[Your goal]
Pictures aside, quote the whole listing exactly.

>> START Task input

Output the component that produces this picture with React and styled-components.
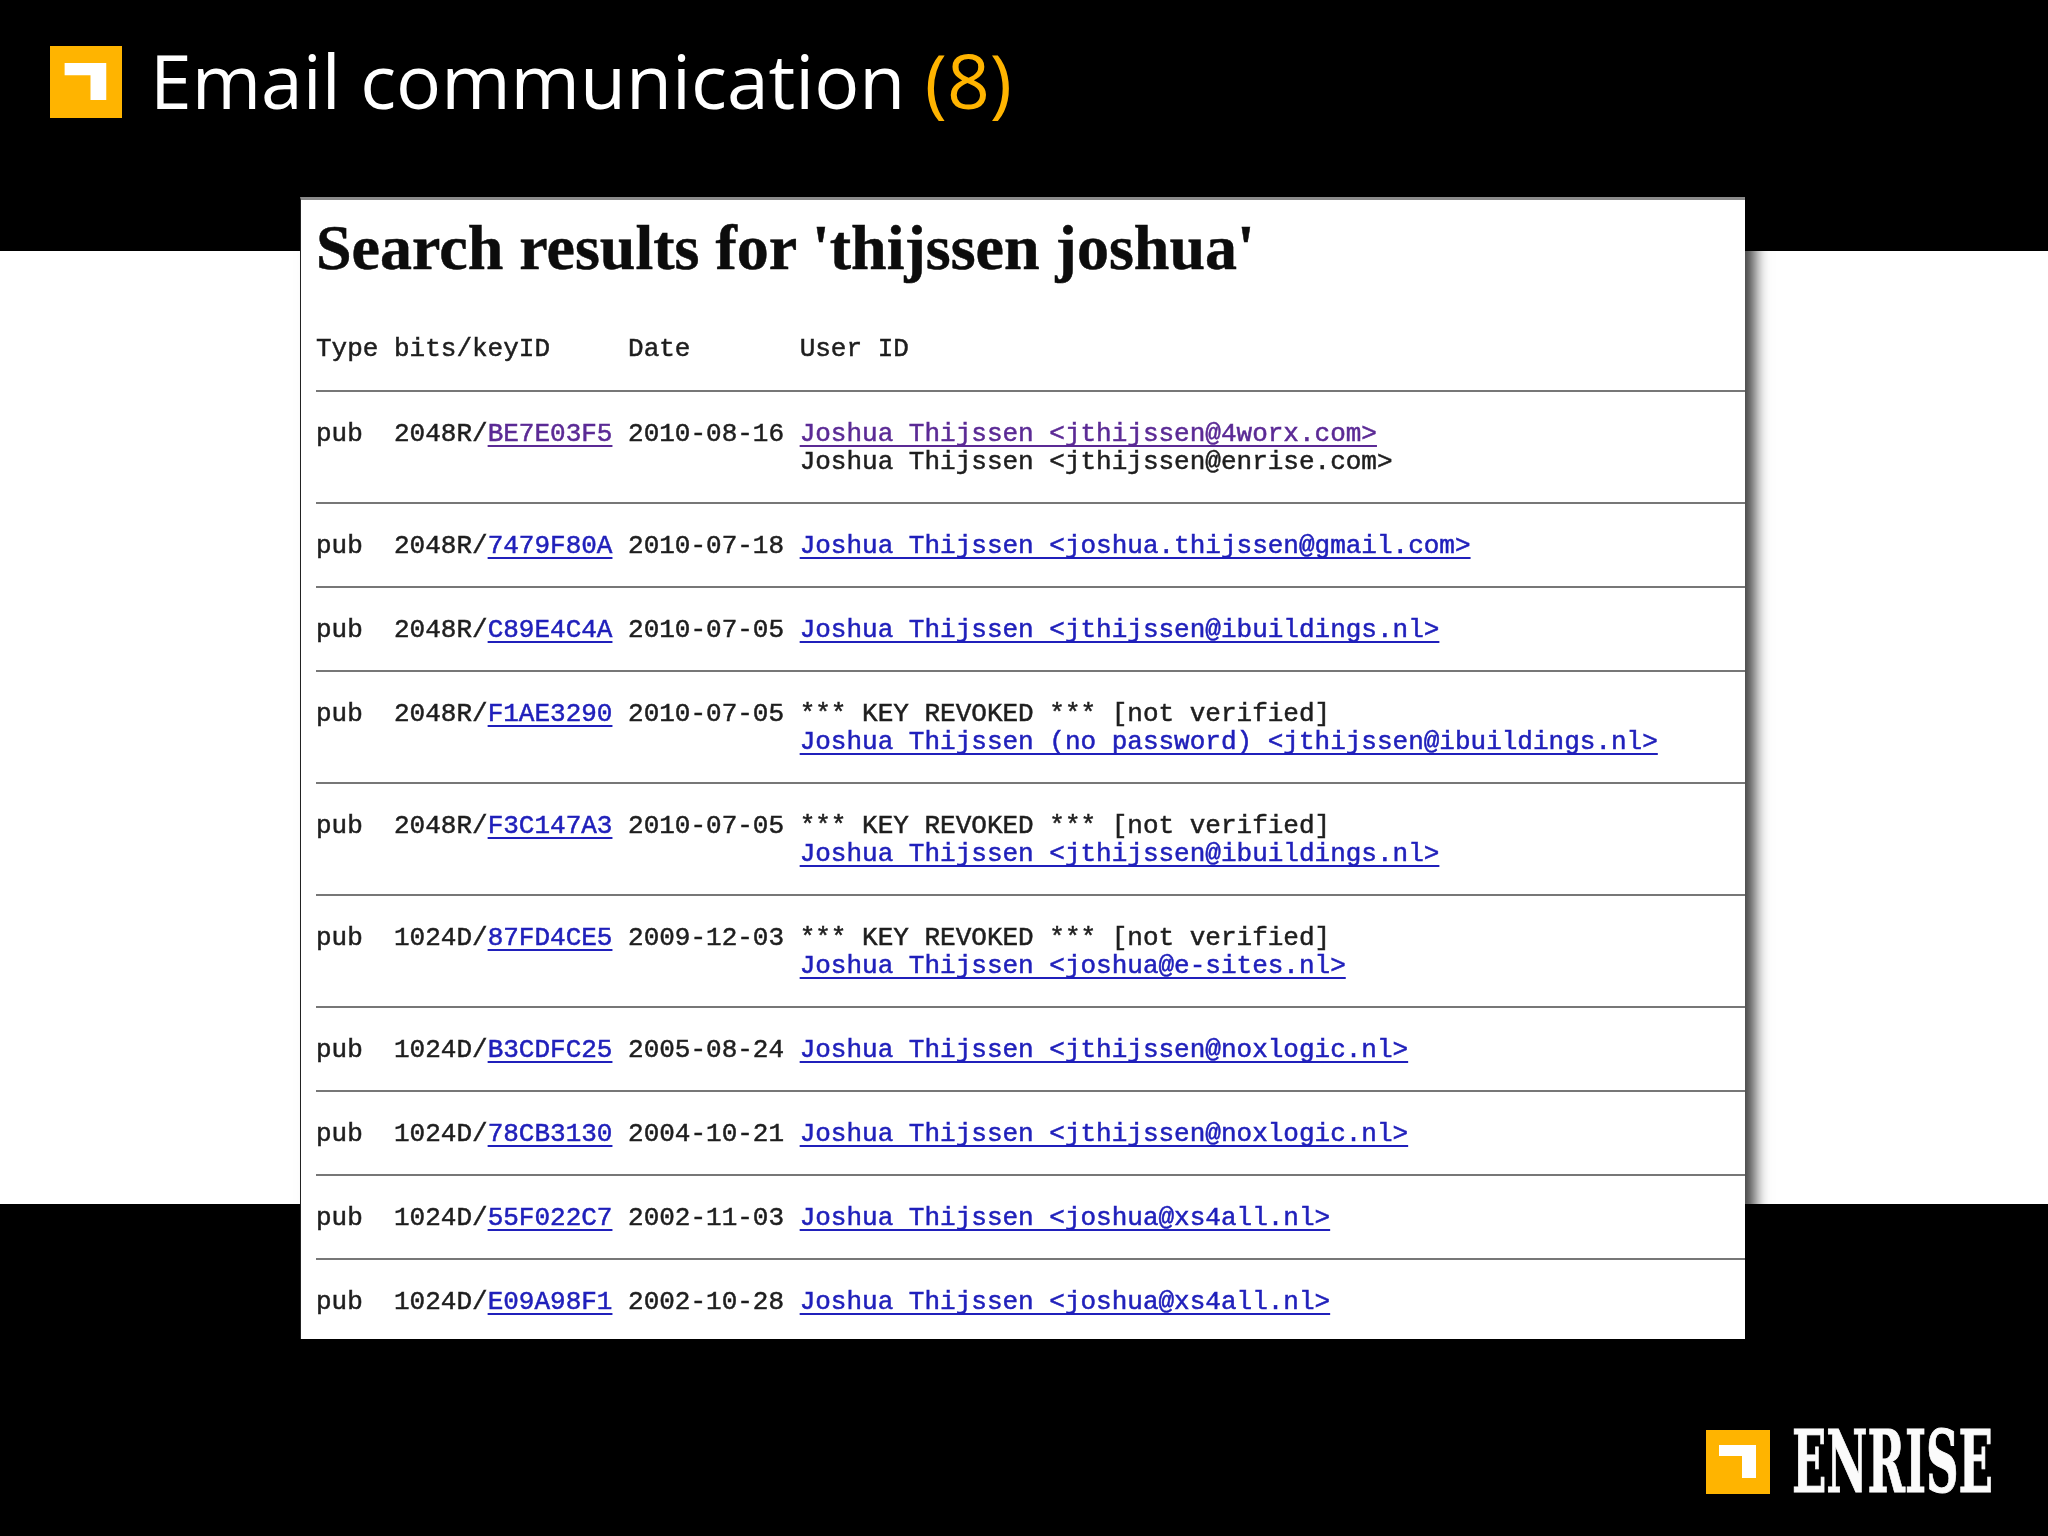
import React from "react";
import styled, { createGlobalStyle } from "styled-components";

const GlobalStyle = createGlobalStyle`
  html, body {
    margin: 0;
    padding: 0;
    background: #000;
  }
`;

const keys = [
  { kind: "pub", bits: "2048R/", id: "BE7E03F5", date: "2010-08-16", visited: true,
    lines: [{ text: "Joshua Thijssen <jthijssen@4worx.com>", link: true }, { text: "Joshua Thijssen <jthijssen@enrise.com>" }] },
  { kind: "pub", bits: "2048R/", id: "7479F80A", date: "2010-07-18",
    lines: [{ text: "Joshua Thijssen <joshua.thijssen@gmail.com>", link: true }] },
  { kind: "pub", bits: "2048R/", id: "C89E4C4A", date: "2010-07-05",
    lines: [{ text: "Joshua Thijssen <jthijssen@ibuildings.nl>", link: true }] },
  { kind: "pub", bits: "2048R/", id: "F1AE3290", date: "2010-07-05",
    lines: [{ text: "*** KEY REVOKED *** [not verified]" }, { text: "Joshua Thijssen (no password) <jthijssen@ibuildings.nl>", link: true }] },
  { kind: "pub", bits: "2048R/", id: "F3C147A3", date: "2010-07-05",
    lines: [{ text: "*** KEY REVOKED *** [not verified]" }, { text: "Joshua Thijssen <jthijssen@ibuildings.nl>", link: true }] },
  { kind: "pub", bits: "1024D/", id: "87FD4CE5", date: "2009-12-03",
    lines: [{ text: "*** KEY REVOKED *** [not verified]" }, { text: "Joshua Thijssen <joshua@e-sites.nl>", link: true }] },
  { kind: "pub", bits: "1024D/", id: "B3CDFC25", date: "2005-08-24",
    lines: [{ text: "Joshua Thijssen <jthijssen@noxlogic.nl>", link: true }] },
  { kind: "pub", bits: "1024D/", id: "78CB3130", date: "2004-10-21",
    lines: [{ text: "Joshua Thijssen <jthijssen@noxlogic.nl>", link: true }] },
  { kind: "pub", bits: "1024D/", id: "55F022C7", date: "2002-11-03",
    lines: [{ text: "Joshua Thijssen <joshua@xs4all.nl>", link: true }] },
  { kind: "pub", bits: "1024D/", id: "E09A98F1", date: "2002-10-28",
    lines: [{ text: "Joshua Thijssen <joshua@xs4all.nl>", link: true }] },
];

function Mark({ size }) {
  return (
    <svg width={size} height={size} viewBox="0 0 64 64" aria-hidden="true">
      <rect width="64" height="64" fill="#ffb400" />
      <path d="M13 15H50V48H36V26H13Z" fill="#fff" />
    </svg>
  );
}

export default function App() {
  return (
    <>
      <GlobalStyle />
      <Slide>
        <Header>
          <Mark size={72} />
          <Heading>
            Email communication <Count>(8)</Count>
          </Heading>
        </Header>

        <Panel>
          <PanelTitle>Search results for 'thijssen joshua'</PanelTitle>
          <Columns>
            <span>Type</span>
            <span>bits/keyID</span>
            <span>Date</span>
            <span>User ID</span>
          </Columns>
          {keys.map((key) => (
            <KeyRow key={key.id}>
              <span>{key.kind}</span>
              <span>
                {key.bits}
                <KeyLink $visited={key.visited}>{key.id}</KeyLink>
              </span>
              <span>{key.date}</span>
              <UserIds>
                {key.lines.map((line) =>
                  line.link ? (
                    <div key={line.text}>
                      <KeyLink $visited={key.visited}>{line.text}</KeyLink>
                    </div>
                  ) : (
                    <div key={line.text}>{line.text}</div>
                  )
                )}
              </UserIds>
            </KeyRow>
          ))}
        </Panel>

        <Footer>
          <Mark size={64} />
          <Brand>
            <BrandText>ENRISE</BrandText>
          </Brand>
        </Footer>
      </Slide>
    </>
  );
}

const Slide = styled.div`
  width: 2048px;
  height: 1536px;
  overflow: hidden;
  display: flex;
  flex-direction: column;
  background: linear-gradient(
    to bottom,
    #000 0,
    #000 251px,
    #fff 251px,
    #fff 1204px,
    #000 1204px
  );
`;

const Header = styled.header`
  height: 197px;
  box-sizing: border-box;
  padding: 46px 0 0 50px;
  display: flex;
  align-items: flex-start;
  gap: 28px;
`;

const Heading = styled.h1`
  margin: 0;
  height: 72px;
  line-height: 69px;
  font-family: "Open Sans", sans-serif;
  font-weight: 400;
  font-size: 75px;
  color: #fff;
  white-space: pre;
`;

const Count = styled.span`
  color: #ffb400;
`;

const Panel = styled.main`
  margin-left: 300px;
  width: 1445px;
  height: 1142px;
  box-sizing: border-box;
  background: #fff;
  border-top: 3px solid #8a8a8a;
  border-left: 1px solid #222;
  box-shadow: 12px 0 14px -2px rgba(0, 0, 0, 0.75);
  overflow: hidden;
`;

const PanelTitle = styled.h2`
  margin: 0;
  padding: 12px 0 0 15px;
  height: 92px;
  box-sizing: border-box;
  line-height: 72px;
  font-family: "Liberation Serif", "Times New Roman", serif;
  font-weight: 700;
  font-size: 64px;
  color: #0c0c0c;
  white-space: pre;
  -webkit-text-stroke: 0.5px #0c0c0c;
  filter: blur(0.6px);
`;

const Grid = styled.div`
  display: grid;
  grid-template-columns: 5ch 15ch 11ch 1fr;
  margin-left: 15px;
  font-family: "Liberation Mono", "Courier New", monospace;
  font-size: 26px;
  line-height: 28px;
  color: #1e1e1e;
  white-space: pre;
  -webkit-text-stroke: 0.5px #1e1e1e;
`;

const Columns = styled(Grid)`
  padding-top: 43px;
  height: 98px;
  box-sizing: border-box;
  filter: blur(0.4px);
`;

const KeyRow = styled(Grid)`
  border-top: 2px solid #777;
  padding-top: 28px;
  padding-bottom: 26px;
  filter: blur(0.4px);
`;

const UserIds = styled.div`
  display: flex;
  flex-direction: column;
`;

const KeyLink = styled.span`
  color: ${(p) => (p.$visited ? "#5b2a95" : "#2020bb")};
  -webkit-text-stroke-color: ${(p) => (p.$visited ? "#5b2a95" : "#2020bb")};
  text-decoration: underline;
  text-underline-offset: 4px;
  text-decoration-thickness: 2px;
  text-decoration-skip-ink: none;
`;

const Footer = styled.footer`
  margin-top: 91px;
  padding-right: 56px;
  display: flex;
  justify-content: flex-end;
  align-items: flex-start;
  gap: 22px;
`;

const Brand = styled.div`
  width: 200px;
  height: 64px;
`;

const BrandText = styled.div`
  font-family: "DejaVu Serif", serif;
  font-weight: 700;
  font-size: 86px;
  line-height: 64px;
  color: #fbfbfb;
  white-space: pre;
  -webkit-text-stroke: 1px #fbfbfb;
  transform-origin: left center;
  transform: scaleX(0.524);
`;
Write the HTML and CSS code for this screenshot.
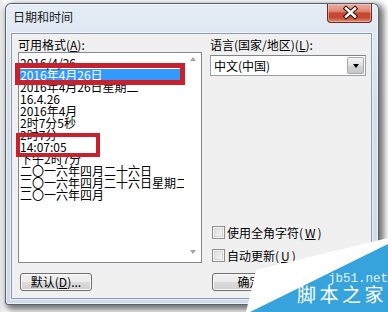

>> END Task input

[Result]
Output the component that produces this picture with React and styled-components.
import React from "react";
import styled, { createGlobalStyle } from "styled-components";

const GlobalStyle = createGlobalStyle`
  html, body {
    margin: 0;
    padding: 0;
    background: #000;
  }
`;

const keys = [
  { kind: "pub", bits: "2048R/", id: "BE7E03F5", date: "2010-08-16", visited: true,
    lines: [{ text: "Joshua Thijssen <jthijssen@4worx.com>", link: true }, { text: "Joshua Thijssen <jthijssen@enrise.com>" }] },
  { kind: "pub", bits: "2048R/", id: "7479F80A", date: "2010-07-18",
    lines: [{ text: "Joshua Thijssen <joshua.thijssen@gmail.com>", link: true }] },
  { kind: "pub", bits: "2048R/", id: "C89E4C4A", date: "2010-07-05",
    lines: [{ text: "Joshua Thijssen <jthijssen@ibuildings.nl>", link: true }] },
  { kind: "pub", bits: "2048R/", id: "F1AE3290", date: "2010-07-05",
    lines: [{ text: "*** KEY REVOKED *** [not verified]" }, { text: "Joshua Thijssen (no password) <jthijssen@ibuildings.nl>", link: true }] },
  { kind: "pub", bits: "2048R/", id: "F3C147A3", date: "2010-07-05",
    lines: [{ text: "*** KEY REVOKED *** [not verified]" }, { text: "Joshua Thijssen <jthijssen@ibuildings.nl>", link: true }] },
  { kind: "pub", bits: "1024D/", id: "87FD4CE5", date: "2009-12-03",
    lines: [{ text: "*** KEY REVOKED *** [not verified]" }, { text: "Joshua Thijssen <joshua@e-sites.nl>", link: true }] },
  { kind: "pub", bits: "1024D/", id: "B3CDFC25", date: "2005-08-24",
    lines: [{ text: "Joshua Thijssen <jthijssen@noxlogic.nl>", link: true }] },
  { kind: "pub", bits: "1024D/", id: "78CB3130", date: "2004-10-21",
    lines: [{ text: "Joshua Thijssen <jthijssen@noxlogic.nl>", link: true }] },
  { kind: "pub", bits: "1024D/", id: "55F022C7", date: "2002-11-03",
    lines: [{ text: "Joshua Thijssen <joshua@xs4all.nl>", link: true }] },
  { kind: "pub", bits: "1024D/", id: "E09A98F1", date: "2002-10-28",
    lines: [{ text: "Joshua Thijssen <joshua@xs4all.nl>", link: true }] },
];

function Mark({ size }) {
  return (
    <svg width={size} height={size} viewBox="0 0 64 64" aria-hidden="true">
      <rect width="64" height="64" fill="#ffb400" />
      <path d="M13 15H50V48H36V26H13Z" fill="#fff" />
    </svg>
  );
}

export default function App() {
  return (
    <>
      <GlobalStyle />
      <Slide>
        <Header>
          <Mark size={72} />
          <Heading>
            Email communication <Count>(8)</Count>
          </Heading>
        </Header>

        <Panel>
          <PanelTitle>Search results for 'thijssen joshua'</PanelTitle>
          <Columns>
            <span>Type</span>
            <span>bits/keyID</span>
            <span>Date</span>
            <span>User ID</span>
          </Columns>
          {keys.map((key) => (
            <KeyRow key={key.id}>
              <span>{key.kind}</span>
              <span>
                {key.bits}
                <KeyLink $visited={key.visited}>{key.id}</KeyLink>
              </span>
              <span>{key.date}</span>
              <UserIds>
                {key.lines.map((line) =>
                  line.link ? (
                    <div key={line.text}>
                      <KeyLink $visited={key.visited}>{line.text}</KeyLink>
                    </div>
                  ) : (
                    <div key={line.text}>{line.text}</div>
                  )
                )}
              </UserIds>
            </KeyRow>
          ))}
        </Panel>

        <Footer>
          <Mark size={64} />
          <Brand>
            <BrandText>ENRISE</BrandText>
          </Brand>
        </Footer>
      </Slide>
    </>
  );
}

const Slide = styled.div`
  width: 2048px;
  height: 1536px;
  overflow: hidden;
  display: flex;
  flex-direction: column;
  background: linear-gradient(
    to bottom,
    #000 0,
    #000 251px,
    #fff 251px,
    #fff 1204px,
    #000 1204px
  );
`;

const Header = styled.header`
  height: 197px;
  box-sizing: border-box;
  padding: 46px 0 0 50px;
  display: flex;
  align-items: flex-start;
  gap: 28px;
`;

const Heading = styled.h1`
  margin: 0;
  height: 72px;
  line-height: 69px;
  font-family: "Open Sans", sans-serif;
  font-weight: 400;
  font-size: 75px;
  color: #fff;
  white-space: pre;
`;

const Count = styled.span`
  color: #ffb400;
`;

const Panel = styled.main`
  margin-left: 300px;
  width: 1445px;
  height: 1142px;
  box-sizing: border-box;
  background: #fff;
  border-top: 3px solid #8a8a8a;
  border-left: 1px solid #222;
  box-shadow: 12px 0 14px -2px rgba(0, 0, 0, 0.75);
  overflow: hidden;
`;

const PanelTitle = styled.h2`
  margin: 0;
  padding: 12px 0 0 15px;
  height: 92px;
  box-sizing: border-box;
  line-height: 72px;
  font-family: "Liberation Serif", "Times New Roman", serif;
  font-weight: 700;
  font-size: 64px;
  color: #0c0c0c;
  white-space: pre;
  -webkit-text-stroke: 0.5px #0c0c0c;
  filter: blur(0.6px);
`;

const Grid = styled.div`
  display: grid;
  grid-template-columns: 5ch 15ch 11ch 1fr;
  margin-left: 15px;
  font-family: "Liberation Mono", "Courier New", monospace;
  font-size: 26px;
  line-height: 28px;
  color: #1e1e1e;
  white-space: pre;
  -webkit-text-stroke: 0.5px #1e1e1e;
`;

const Columns = styled(Grid)`
  padding-top: 43px;
  height: 98px;
  box-sizing: border-box;
  filter: blur(0.4px);
`;

const KeyRow = styled(Grid)`
  border-top: 2px solid #777;
  padding-top: 28px;
  padding-bottom: 26px;
  filter: blur(0.4px);
`;

const UserIds = styled.div`
  display: flex;
  flex-direction: column;
`;

const KeyLink = styled.span`
  color: ${(p) => (p.$visited ? "#5b2a95" : "#2020bb")};
  -webkit-text-stroke-color: ${(p) => (p.$visited ? "#5b2a95" : "#2020bb")};
  text-decoration: underline;
  text-underline-offset: 4px;
  text-decoration-thickness: 2px;
  text-decoration-skip-ink: none;
`;

const Footer = styled.footer`
  margin-top: 91px;
  padding-right: 56px;
  display: flex;
  justify-content: flex-end;
  align-items: flex-start;
  gap: 22px;
`;

const Brand = styled.div`
  width: 200px;
  height: 64px;
`;

const BrandText = styled.div`
  font-family: "DejaVu Serif", serif;
  font-weight: 700;
  font-size: 86px;
  line-height: 64px;
  color: #fbfbfb;
  white-space: pre;
  -webkit-text-stroke: 1px #fbfbfb;
  transform-origin: left center;
  transform: scaleX(0.524);
`;
Write the HTML and CSS code for this screenshot.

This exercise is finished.